_Problem details_
All records must be quoted exactly. Omit the pictures.

_Records from a data source_
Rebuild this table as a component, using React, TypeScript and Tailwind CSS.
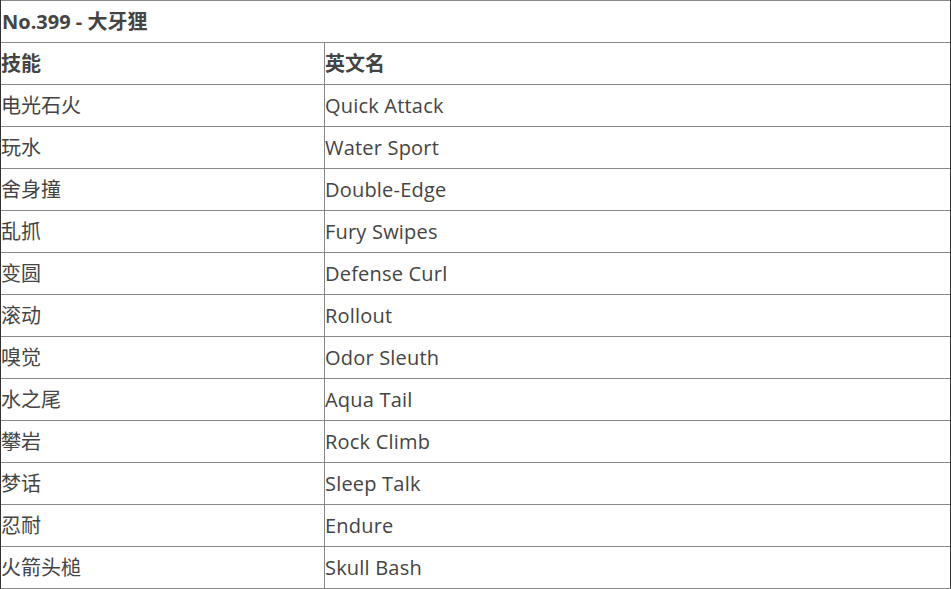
const rows: [string, string][] = [
  ["电光石火", "Quick Attack"],
  ["玩水", "Water Sport"],
  ["舍身撞", "Double-Edge"],
  ["乱抓", "Fury Swipes"],
  ["变圆", "Defense Curl"],
  ["滚动", "Rollout"],
  ["嗅觉", "Odor Sleuth"],
  ["水之尾", "Aqua Tail"],
  ["攀岩", "Rock Climb"],
  ["梦话", "Sleep Talk"],
  ["忍耐", "Endure"],
  ["火箭头槌", "Skull Bash"],
];

export default function App() {
  return (
    <div className="w-[951px] bg-white text-[#444] text-[20px] font-['Open_Sans','Noto_Sans_CJK_SC',sans-serif]">
      <div className="border-l border-r border-b border-l-[#333] border-r-[#333] border-b-[#888]">
        {/* 标题 */}
        <div className="h-[42px] border-t border-[#888] flex items-center font-bold pl-px">
          No.399 - 大牙狸
        </div>
        {/* 表头 */}
        <div className="h-[42px] border-t border-[#888] grid grid-cols-[324px_1fr] font-bold">
          <div className="flex items-center border-r border-[#888]">技能</div>
          <div className="flex items-center">英文名</div>
        </div>
        {rows.map(([zh, en]) => (
          <div key={en} className="h-[42px] border-t border-[#888] grid grid-cols-[324px_1fr]">
            <div className="flex items-center border-r border-[#888]">{zh}</div>
            <div className="flex items-center tracking-[0.2px]">{en}</div>
          </div>
        ))}
      </div>
    </div>
  );
}
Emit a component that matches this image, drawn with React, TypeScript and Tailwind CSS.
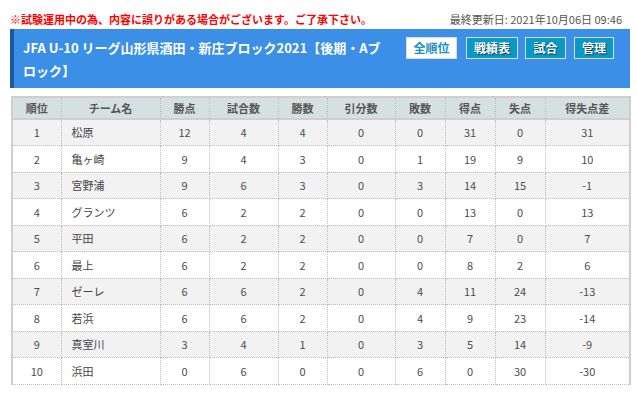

_Exercise output_
Rebuild this table as a component, using React, TypeScript and Tailwind CSS.
const rows: [string, string][] = [
  ["电光石火", "Quick Attack"],
  ["玩水", "Water Sport"],
  ["舍身撞", "Double-Edge"],
  ["乱抓", "Fury Swipes"],
  ["变圆", "Defense Curl"],
  ["滚动", "Rollout"],
  ["嗅觉", "Odor Sleuth"],
  ["水之尾", "Aqua Tail"],
  ["攀岩", "Rock Climb"],
  ["梦话", "Sleep Talk"],
  ["忍耐", "Endure"],
  ["火箭头槌", "Skull Bash"],
];

export default function App() {
  return (
    <div className="w-[951px] bg-white text-[#444] text-[20px] font-['Open_Sans','Noto_Sans_CJK_SC',sans-serif]">
      <div className="border-l border-r border-b border-l-[#333] border-r-[#333] border-b-[#888]">
        {/* 标题 */}
        <div className="h-[42px] border-t border-[#888] flex items-center font-bold pl-px">
          No.399 - 大牙狸
        </div>
        {/* 表头 */}
        <div className="h-[42px] border-t border-[#888] grid grid-cols-[324px_1fr] font-bold">
          <div className="flex items-center border-r border-[#888]">技能</div>
          <div className="flex items-center">英文名</div>
        </div>
        {rows.map(([zh, en]) => (
          <div key={en} className="h-[42px] border-t border-[#888] grid grid-cols-[324px_1fr]">
            <div className="flex items-center border-r border-[#888]">{zh}</div>
            <div className="flex items-center tracking-[0.2px]">{en}</div>
          </div>
        ))}
      </div>
    </div>
  );
}
Emit a component that matches this image, drawn with React, TypeScript and Tailwind CSS.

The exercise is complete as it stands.